- **Problem description**: Assemble all lines in which the string "styles" appears.

- **Input data**:
****
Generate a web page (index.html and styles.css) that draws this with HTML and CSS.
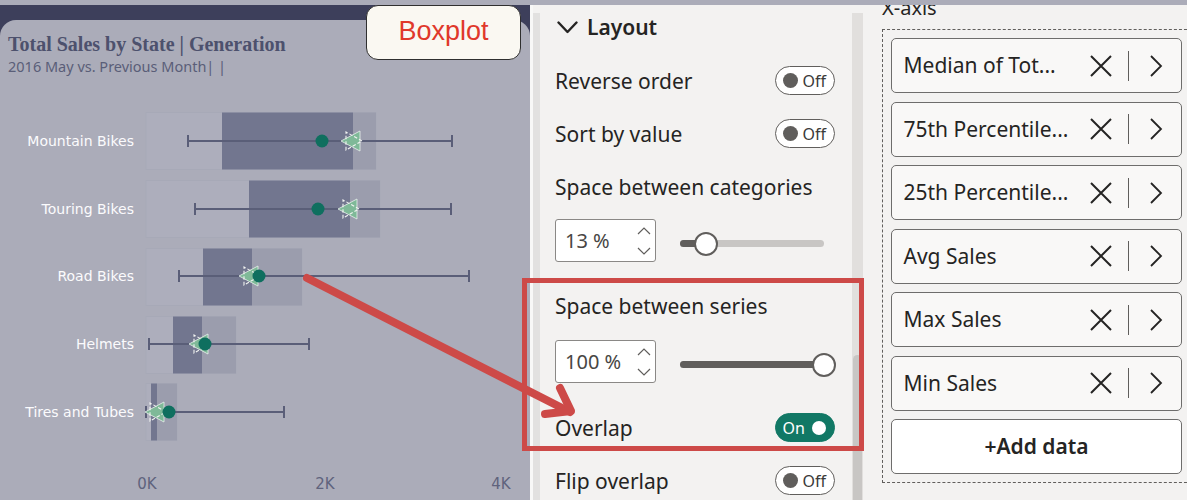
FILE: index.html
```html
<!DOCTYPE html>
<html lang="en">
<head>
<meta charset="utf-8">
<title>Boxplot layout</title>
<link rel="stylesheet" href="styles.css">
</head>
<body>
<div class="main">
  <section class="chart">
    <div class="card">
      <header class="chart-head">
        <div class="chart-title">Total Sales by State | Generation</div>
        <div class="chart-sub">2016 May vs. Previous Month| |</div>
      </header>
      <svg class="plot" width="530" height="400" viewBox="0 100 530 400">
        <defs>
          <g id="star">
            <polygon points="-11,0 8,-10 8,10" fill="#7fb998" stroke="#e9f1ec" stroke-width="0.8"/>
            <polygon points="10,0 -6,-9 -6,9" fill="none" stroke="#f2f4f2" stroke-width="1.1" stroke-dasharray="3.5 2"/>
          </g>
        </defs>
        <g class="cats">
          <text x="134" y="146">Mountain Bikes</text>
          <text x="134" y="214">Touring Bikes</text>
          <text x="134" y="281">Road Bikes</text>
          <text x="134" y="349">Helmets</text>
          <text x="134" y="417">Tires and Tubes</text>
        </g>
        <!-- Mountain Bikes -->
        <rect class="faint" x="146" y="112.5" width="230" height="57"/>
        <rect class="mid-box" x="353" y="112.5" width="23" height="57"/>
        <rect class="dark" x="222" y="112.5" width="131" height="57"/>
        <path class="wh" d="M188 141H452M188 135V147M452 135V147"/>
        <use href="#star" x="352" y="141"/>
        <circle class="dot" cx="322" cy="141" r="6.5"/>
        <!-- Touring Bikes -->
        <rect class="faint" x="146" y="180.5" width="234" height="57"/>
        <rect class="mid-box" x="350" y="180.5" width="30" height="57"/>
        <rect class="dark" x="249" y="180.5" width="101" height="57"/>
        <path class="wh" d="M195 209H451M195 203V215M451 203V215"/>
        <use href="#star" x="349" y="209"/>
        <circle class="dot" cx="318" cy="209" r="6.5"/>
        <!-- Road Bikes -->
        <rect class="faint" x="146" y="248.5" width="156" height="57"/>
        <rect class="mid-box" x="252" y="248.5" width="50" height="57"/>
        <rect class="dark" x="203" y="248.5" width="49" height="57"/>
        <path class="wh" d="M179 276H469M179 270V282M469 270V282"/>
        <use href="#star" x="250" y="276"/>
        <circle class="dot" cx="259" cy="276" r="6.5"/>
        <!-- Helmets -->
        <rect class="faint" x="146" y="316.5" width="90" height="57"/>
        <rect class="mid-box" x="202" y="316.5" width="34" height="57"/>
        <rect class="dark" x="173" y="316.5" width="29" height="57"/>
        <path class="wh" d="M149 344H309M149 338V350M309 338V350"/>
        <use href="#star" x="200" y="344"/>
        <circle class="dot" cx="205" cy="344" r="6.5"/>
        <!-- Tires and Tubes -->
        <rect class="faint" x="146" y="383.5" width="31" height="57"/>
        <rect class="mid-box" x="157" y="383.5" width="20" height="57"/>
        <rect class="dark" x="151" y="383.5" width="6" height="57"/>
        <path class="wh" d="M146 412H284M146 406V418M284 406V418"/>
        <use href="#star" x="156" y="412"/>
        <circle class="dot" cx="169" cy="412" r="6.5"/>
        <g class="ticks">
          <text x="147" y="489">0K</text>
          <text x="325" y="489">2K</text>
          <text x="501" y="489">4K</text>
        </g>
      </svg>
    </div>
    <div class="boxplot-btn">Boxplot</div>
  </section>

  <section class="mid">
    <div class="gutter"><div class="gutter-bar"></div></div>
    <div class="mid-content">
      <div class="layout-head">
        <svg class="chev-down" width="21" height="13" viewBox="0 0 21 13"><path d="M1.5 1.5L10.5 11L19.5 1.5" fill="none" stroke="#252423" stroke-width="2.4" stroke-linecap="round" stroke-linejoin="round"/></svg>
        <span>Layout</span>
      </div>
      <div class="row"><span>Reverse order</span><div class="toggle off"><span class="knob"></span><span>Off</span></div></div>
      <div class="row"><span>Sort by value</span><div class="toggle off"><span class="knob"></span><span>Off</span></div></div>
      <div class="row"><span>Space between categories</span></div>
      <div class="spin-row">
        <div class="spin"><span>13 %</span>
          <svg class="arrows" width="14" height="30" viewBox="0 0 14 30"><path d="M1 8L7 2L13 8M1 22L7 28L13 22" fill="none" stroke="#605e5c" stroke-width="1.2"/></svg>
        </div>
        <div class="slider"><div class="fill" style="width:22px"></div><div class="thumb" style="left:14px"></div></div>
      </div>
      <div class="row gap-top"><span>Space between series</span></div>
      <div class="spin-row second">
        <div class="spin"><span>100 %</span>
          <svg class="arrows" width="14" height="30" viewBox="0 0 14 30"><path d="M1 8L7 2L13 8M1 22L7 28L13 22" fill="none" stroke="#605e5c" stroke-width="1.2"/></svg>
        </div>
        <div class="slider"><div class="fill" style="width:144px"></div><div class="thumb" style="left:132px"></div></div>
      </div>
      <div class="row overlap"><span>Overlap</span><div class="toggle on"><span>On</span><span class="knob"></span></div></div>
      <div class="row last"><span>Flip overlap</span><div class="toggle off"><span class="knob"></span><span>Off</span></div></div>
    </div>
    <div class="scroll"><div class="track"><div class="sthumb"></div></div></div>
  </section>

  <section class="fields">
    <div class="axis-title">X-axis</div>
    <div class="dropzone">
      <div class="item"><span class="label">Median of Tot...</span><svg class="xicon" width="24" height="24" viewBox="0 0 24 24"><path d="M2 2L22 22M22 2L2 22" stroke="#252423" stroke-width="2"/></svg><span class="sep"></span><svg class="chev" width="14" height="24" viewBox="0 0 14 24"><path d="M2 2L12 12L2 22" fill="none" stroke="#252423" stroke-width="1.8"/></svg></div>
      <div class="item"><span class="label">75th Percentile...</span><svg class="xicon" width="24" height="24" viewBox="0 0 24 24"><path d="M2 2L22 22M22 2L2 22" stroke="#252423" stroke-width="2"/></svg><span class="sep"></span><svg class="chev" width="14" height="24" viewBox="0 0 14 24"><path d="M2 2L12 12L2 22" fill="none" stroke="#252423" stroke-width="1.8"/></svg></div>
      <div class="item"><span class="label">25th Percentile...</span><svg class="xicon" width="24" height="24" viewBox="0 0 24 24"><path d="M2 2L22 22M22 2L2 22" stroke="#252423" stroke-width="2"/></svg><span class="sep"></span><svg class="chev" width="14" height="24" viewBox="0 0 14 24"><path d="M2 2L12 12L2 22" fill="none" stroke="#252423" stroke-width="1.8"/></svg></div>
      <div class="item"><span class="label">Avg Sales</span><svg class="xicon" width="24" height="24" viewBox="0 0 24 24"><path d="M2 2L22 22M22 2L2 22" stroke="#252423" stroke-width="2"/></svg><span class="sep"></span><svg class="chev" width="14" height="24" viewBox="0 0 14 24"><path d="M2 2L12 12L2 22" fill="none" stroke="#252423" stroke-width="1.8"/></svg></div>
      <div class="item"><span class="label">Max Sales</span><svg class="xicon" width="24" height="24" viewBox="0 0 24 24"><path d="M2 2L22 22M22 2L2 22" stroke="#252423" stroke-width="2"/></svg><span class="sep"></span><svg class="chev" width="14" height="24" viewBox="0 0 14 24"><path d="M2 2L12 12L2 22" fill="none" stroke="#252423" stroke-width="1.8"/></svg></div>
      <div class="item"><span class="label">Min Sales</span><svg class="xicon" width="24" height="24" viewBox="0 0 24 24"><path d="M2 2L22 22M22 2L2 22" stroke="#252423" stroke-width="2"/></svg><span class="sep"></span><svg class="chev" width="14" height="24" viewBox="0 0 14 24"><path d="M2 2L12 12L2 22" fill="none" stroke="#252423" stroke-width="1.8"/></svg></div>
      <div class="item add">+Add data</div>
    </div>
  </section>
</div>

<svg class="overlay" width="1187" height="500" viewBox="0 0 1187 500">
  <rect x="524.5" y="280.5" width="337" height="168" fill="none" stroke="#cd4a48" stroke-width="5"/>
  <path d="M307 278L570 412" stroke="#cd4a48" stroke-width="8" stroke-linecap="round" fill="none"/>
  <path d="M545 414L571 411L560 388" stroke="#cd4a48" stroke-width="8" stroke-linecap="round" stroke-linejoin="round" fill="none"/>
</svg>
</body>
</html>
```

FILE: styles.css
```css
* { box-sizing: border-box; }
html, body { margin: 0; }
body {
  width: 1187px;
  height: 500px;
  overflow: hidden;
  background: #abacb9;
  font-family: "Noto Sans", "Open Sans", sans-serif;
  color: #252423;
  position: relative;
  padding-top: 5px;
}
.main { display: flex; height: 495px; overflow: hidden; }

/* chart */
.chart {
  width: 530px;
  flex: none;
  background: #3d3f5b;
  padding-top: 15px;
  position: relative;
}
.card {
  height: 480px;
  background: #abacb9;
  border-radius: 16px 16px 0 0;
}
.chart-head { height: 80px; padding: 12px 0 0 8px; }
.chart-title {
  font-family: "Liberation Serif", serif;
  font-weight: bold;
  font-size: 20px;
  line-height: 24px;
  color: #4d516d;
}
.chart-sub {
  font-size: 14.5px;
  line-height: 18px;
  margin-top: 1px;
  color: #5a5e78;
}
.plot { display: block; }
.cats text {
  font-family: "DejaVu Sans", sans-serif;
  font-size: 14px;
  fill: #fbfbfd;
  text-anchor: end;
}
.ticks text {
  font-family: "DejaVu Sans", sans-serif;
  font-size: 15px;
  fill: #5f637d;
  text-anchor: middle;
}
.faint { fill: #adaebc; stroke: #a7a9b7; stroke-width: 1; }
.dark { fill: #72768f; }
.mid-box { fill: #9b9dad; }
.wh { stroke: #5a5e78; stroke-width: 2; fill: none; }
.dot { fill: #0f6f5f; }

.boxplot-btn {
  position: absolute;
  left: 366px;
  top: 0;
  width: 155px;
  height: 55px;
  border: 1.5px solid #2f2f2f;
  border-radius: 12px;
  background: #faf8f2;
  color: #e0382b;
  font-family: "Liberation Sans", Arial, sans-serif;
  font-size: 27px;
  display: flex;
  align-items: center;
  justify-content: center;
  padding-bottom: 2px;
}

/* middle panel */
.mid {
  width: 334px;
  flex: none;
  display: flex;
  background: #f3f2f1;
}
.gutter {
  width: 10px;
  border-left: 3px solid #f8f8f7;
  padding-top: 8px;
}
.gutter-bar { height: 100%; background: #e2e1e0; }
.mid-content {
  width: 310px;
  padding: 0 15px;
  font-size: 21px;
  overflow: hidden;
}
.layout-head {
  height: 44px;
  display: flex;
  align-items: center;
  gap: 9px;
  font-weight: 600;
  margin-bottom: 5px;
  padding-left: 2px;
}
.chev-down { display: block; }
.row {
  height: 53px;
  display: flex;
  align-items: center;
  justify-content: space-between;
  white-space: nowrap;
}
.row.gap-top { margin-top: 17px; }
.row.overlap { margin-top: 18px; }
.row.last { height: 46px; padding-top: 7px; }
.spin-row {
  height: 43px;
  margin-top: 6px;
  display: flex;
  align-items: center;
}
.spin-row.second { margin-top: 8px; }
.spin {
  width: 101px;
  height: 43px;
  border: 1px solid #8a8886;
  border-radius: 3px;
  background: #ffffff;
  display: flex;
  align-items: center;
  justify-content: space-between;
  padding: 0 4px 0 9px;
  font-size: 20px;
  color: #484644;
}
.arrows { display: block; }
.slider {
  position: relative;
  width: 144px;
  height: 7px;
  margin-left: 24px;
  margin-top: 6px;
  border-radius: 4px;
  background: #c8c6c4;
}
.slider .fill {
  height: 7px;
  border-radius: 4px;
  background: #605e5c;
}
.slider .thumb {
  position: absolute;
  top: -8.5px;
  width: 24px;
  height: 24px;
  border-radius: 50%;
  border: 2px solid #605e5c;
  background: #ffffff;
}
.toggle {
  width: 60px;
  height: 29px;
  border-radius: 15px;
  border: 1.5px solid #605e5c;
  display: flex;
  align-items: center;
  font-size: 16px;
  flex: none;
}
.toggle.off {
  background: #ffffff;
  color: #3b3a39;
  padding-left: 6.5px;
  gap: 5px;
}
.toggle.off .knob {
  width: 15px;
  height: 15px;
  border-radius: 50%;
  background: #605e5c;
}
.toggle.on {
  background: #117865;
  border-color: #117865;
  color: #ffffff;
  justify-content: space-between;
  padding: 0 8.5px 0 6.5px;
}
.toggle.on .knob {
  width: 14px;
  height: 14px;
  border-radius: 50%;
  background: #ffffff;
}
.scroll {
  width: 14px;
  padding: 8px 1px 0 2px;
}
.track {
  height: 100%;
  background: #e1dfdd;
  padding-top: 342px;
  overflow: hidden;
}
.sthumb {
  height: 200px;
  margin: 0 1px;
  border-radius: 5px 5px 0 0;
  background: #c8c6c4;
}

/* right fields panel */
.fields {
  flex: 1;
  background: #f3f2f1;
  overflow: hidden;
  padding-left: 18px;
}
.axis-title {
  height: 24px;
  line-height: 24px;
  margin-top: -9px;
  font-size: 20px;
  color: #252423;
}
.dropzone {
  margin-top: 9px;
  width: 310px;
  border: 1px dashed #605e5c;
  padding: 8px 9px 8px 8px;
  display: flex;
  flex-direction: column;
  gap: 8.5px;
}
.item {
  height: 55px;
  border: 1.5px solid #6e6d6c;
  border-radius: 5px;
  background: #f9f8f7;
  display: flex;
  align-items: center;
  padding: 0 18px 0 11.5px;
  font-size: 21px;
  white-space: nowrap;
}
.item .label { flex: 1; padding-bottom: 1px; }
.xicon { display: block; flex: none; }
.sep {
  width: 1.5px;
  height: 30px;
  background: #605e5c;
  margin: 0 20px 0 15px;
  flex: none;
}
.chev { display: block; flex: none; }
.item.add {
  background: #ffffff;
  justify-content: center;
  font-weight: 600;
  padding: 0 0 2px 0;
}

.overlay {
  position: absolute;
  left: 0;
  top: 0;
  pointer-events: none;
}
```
****
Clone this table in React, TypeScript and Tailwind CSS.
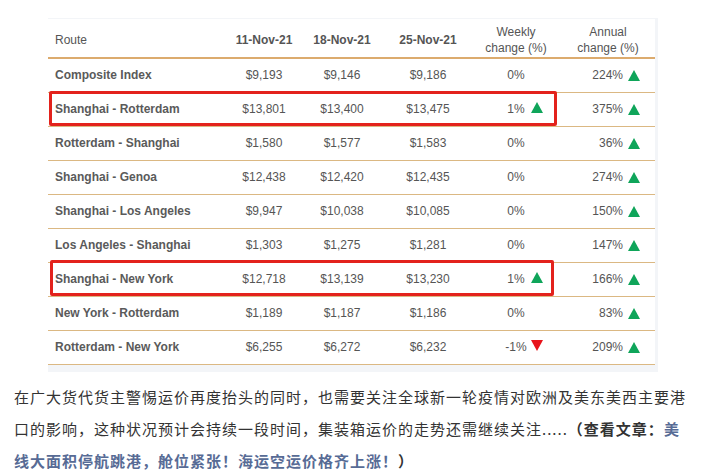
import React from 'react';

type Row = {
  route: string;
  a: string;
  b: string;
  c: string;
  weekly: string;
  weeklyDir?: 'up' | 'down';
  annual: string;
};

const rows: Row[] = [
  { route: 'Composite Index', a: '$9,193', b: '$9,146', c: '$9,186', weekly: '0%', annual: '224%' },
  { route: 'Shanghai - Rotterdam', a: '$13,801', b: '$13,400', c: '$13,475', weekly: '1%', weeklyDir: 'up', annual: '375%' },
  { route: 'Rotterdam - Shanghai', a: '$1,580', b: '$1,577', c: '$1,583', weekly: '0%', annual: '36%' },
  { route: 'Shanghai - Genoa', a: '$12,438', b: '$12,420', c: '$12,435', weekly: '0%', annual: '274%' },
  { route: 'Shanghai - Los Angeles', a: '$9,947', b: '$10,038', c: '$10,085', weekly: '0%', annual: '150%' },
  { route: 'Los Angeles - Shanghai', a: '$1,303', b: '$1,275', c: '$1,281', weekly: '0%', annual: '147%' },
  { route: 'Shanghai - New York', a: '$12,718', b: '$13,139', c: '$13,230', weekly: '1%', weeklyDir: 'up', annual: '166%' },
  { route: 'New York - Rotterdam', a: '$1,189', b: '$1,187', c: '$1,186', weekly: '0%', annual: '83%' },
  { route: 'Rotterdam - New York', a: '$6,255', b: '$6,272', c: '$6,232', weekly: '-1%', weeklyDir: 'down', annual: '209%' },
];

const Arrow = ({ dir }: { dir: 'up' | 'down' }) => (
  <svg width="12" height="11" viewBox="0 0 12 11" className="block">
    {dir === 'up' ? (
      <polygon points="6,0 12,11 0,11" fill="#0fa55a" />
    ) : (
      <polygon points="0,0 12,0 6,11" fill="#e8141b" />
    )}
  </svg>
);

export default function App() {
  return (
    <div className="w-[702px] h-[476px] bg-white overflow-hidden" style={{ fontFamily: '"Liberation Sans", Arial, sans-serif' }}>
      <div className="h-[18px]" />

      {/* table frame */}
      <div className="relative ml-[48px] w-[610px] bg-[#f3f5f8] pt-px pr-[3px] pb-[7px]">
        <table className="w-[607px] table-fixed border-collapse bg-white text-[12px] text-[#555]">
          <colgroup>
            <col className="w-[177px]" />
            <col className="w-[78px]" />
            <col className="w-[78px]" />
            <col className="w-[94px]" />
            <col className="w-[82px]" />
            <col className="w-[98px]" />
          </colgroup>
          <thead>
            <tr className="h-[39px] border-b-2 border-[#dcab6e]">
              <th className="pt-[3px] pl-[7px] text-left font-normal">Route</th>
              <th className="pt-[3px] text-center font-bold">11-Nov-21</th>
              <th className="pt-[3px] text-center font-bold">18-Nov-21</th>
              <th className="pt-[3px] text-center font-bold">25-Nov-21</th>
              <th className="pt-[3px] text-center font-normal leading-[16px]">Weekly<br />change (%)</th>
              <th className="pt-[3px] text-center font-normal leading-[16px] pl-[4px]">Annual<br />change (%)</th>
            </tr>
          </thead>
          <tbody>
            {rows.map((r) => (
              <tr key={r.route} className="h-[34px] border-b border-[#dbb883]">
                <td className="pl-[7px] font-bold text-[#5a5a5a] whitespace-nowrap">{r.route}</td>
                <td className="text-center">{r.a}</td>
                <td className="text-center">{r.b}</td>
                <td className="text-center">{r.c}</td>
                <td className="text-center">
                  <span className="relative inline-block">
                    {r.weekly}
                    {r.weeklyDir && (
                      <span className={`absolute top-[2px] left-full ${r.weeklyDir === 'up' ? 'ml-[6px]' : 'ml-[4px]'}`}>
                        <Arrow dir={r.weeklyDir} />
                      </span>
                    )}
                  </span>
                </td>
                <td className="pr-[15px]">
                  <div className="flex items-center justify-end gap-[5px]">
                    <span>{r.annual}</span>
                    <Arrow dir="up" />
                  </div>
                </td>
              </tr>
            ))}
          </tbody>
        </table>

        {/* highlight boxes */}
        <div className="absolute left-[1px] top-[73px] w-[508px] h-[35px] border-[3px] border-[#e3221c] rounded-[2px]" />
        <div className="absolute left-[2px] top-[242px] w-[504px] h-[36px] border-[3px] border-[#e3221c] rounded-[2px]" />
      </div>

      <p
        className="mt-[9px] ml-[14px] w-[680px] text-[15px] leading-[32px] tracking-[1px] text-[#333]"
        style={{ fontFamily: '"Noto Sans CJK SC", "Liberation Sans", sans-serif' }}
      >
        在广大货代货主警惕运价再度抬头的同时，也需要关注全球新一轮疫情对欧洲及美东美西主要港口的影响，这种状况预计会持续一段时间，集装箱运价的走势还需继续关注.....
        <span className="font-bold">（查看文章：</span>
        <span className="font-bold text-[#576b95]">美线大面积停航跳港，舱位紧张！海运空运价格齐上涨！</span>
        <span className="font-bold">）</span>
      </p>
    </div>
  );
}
****
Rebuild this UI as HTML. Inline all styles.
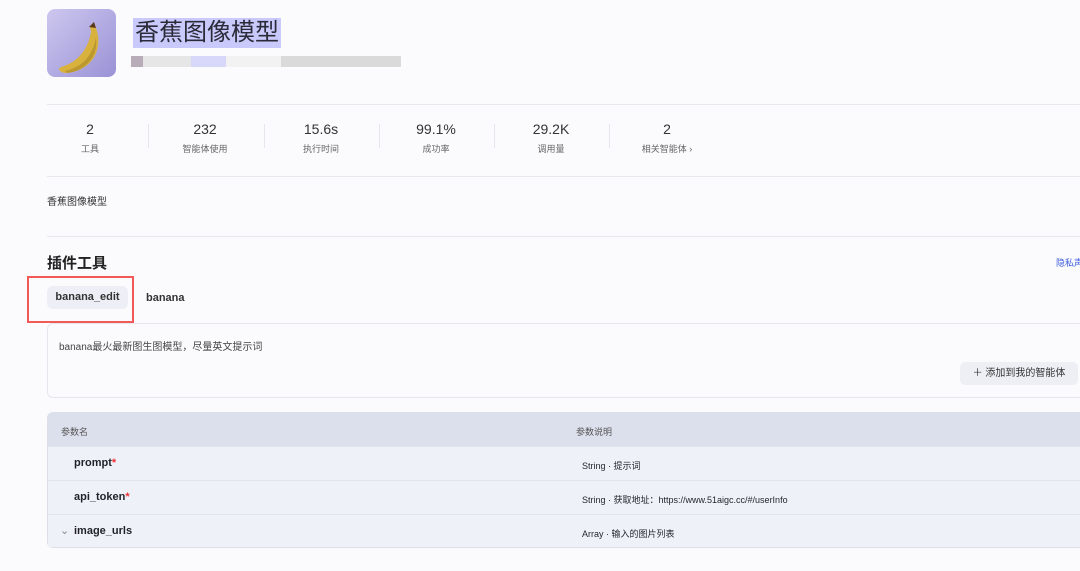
****
- **Written answer**:
Generate a web page (index.html and styles.css) that draws this with HTML and CSS.
<link rel="stylesheet" href="styles.css">
FILE: styles.css
Rebuild this UI as HTML. Inline all styles.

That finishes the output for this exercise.